Peter Sands, Group Chief Executive, Standard Chartered Bank, and Co-Chair of the World Economic Forum Annual Meeting 2010: "The world's focus remains, naturally, on the repercussions of the global economic crisis. However we must not lose sight of the need for action on climate change. Our markets across Asia, Africa and the Middle East have already been negatively impacted by climate change and a global response to tackle its causes and consequences is needed.
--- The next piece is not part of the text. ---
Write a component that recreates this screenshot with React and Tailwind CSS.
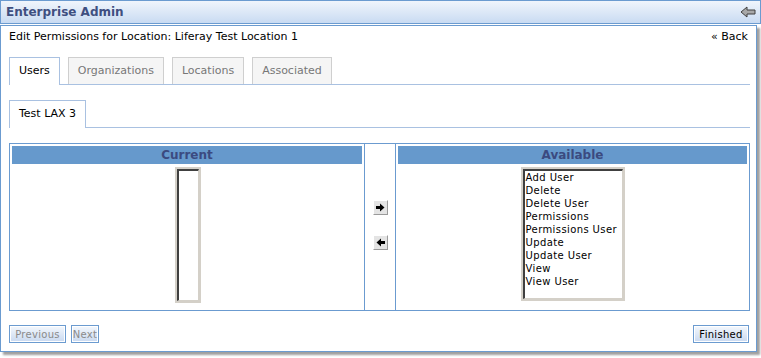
import React from 'react'

const available = ['Add User', 'Delete', 'Delete User', 'Permissions', 'Permissions User', 'Update', 'Update User', 'View', 'View User']

function Tab({ label, active }) {
    return (
        <div
            className={
                active
                    ? 'px-[9px] h-[28px] flex items-center border border-b-0 border-[#a9c1e1] bg-white text-black -mb-px relative'
                    : 'px-[9px] h-[27px] flex items-center border border-b-0 border-[#cfcfcf] bg-[#f5f5f5] text-[#777]'
            }
        >
            {label}
        </div>
    )
}

function ArrowBtn({ dir }) {
    return (
        <div className="w-[15px] h-[15px] bg-[#e4e4e4] border-r border-b border-[#9a9a9a] border-t border-l border-t-white border-l-white flex items-center justify-center">
            <svg width="9" height="9" viewBox="0 0 9 9">
                {dir === 'right'
                    ? <path d="M0 3h4V0.5L8.5 4.5 4 8.5V6H0z" fill="#000" />
                    : <path d="M9 3H5V0.5L0.5 4.5 5 8.5V6H9z" fill="#000" />}
            </svg>
        </div>
    )
}

function ListBox({ items, className }) {
    return (
        <div className={`border-2 border-[#d4d0c8] ${className}`}>
            <div className="h-full border-t-2 border-l-2 border-[#404040] border-r border-b border-r-[#d4d0c8] border-b-[#d4d0c8] bg-white pl-[1px]">
                {items.map((it) => (
                    <div key={it} className="h-[13px] leading-[13px] text-[10px] tracking-[0.4px] text-black">{it}</div>
                ))}
            </div>
        </div>
    )
}

export default function App() {
    return (
        <div className="w-[761px] h-[358px] bg-white font-['DejaVu_Sans',sans-serif] text-[11px] relative">
            <div className="h-[24px] border border-[#6b9bd0] bg-gradient-to-b from-[#f0f5fc] to-[#c9dbf2] flex items-center justify-between pl-[5px] pr-[4px]">
                <span className="font-bold text-[12px] text-[#3f4f80]">Enterprise Admin</span>
                <svg width="16" height="12" viewBox="0 0 16 12">
                    <path d="M1 6 7 1V4H15V8H7V11Z" fill="#a8a8a8" stroke="#404040" strokeWidth="1" />
                </svg>
            </div>
            <div className="mt-px w-[757px] h-[327px] border border-[#6b9bd0] shadow-[3px_3px_2px_#a0a0a0] px-[8px] pt-[2px] flex flex-col">
                <div className="flex justify-between h-[18px] items-center">
                    <span>Edit Permissions for Location: Liferay Test Location 1</span>
                    <span>« Back</span>
                </div>
                <div className="mt-[11px] flex gap-[8px] border-b border-[#a9c1e1] w-[741px]">
                    <Tab label="Users" active />
                    <Tab label="Organizations" />
                    <Tab label="Locations" />
                    <Tab label="Associated" />
                </div>
                <div className="mt-[15px] flex border-b border-[#a9c1e1] w-[741px]">
                    <Tab label="Test LAX 3" active />
                </div>
                <div className="mt-[15px] w-[741px] h-[168px] border border-[#6b9bd0] flex">
                    <div className="w-[354px] shrink-0 flex flex-col px-[2px] pt-[2px]">
                        <div className="h-[18px] bg-[#6699cc] text-[#3b4a80] font-bold text-[12px] text-center leading-[18px]">Current</div>
                        <div className="flex justify-center pt-[3px]">
                            <ListBox items={[]} className="w-[26px] h-[136px] ml-[1px]" />
                        </div>
                    </div>
                    <div className="w-[32px] shrink-0 border-l border-r border-[#6b9bd0] flex flex-col items-center pt-[56px] gap-[20px]">
                        <ArrowBtn dir="right" />
                        <ArrowBtn dir="left" />
                    </div>
                    <div className="flex-1 flex flex-col px-[2px] pt-[2px]">
                        <div className="h-[18px] bg-[#6699cc] text-[#3b4a80] font-bold text-[12px] text-center leading-[18px]">Available</div>
                        <div className="flex justify-center pt-[3px]">
                            <ListBox items={available} className="w-[104px] h-[134px]" />
                        </div>
                    </div>
                </div>
                <div className="mt-[14px] flex justify-between text-[10px] tracking-[0.3px]">
                    <div className="flex gap-[5px]">
                        <div className="w-[57px] h-[18px] justify-center border border-[#6b9bd0] bg-gradient-to-b from-[#f4f8fd] to-[#c9d9f0] text-[#8a8a8a] flex items-center shadow-[inset_0_0_0_1px_#fff]">Previous</div>
                        <div className="w-[28px] h-[18px] justify-center border border-[#6b9bd0] bg-gradient-to-b from-[#f4f8fd] to-[#c9d9f0] text-[#8a8a8a] flex items-center shadow-[inset_0_0_0_1px_#fff]">Next</div>
                    </div>
                    <div className="w-[56px] h-[18px] justify-center mr-[-1px] border border-[#6b9bd0] bg-gradient-to-b from-[#f4f8fd] to-[#c9d9f0] text-black flex items-center shadow-[inset_0_0_0_1px_#fff]">Finished</div>
                </div>
            </div>
        </div>
    )
}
The Climate Principles are an important step forward in both strengthening the financial industrys commitment to dealing with climate change as well allowing the industry to respond innovatively to areas that have not yet been tackled."

Swiss Re Natural Catastrophe Insurance Products
Swiss Re provides insurance cover for natural hazards that are influenced by climate change such as extreme weather events or changes in average temperature.  This includes the innovative use of alternative sources of funding such as the capital markets and Insurance Linked Securities (ILS) such as CatBonds.  In the last decade, Swiss Re Capital Markets has played a key role in structuring and distributing approximately half of the catastrophe bonds in the ILS market.  As the frequency and severity of insured events increase, the capital markets are set to play an increasingly important role in providing catastrophe cover.


Raj Singh, Chief Risk Officer, Swiss Re: "If the transition to a low carbon economy is to be smooth, we also need to adapt to the ongoing effects of climate change, from dealing with natural catastrophes through to managing how it effects global health and food security. We welcome the opportunity the Climate Principles offers to share best practice and articulate how the finance sector can contribute to this multi-stakeholder challenge."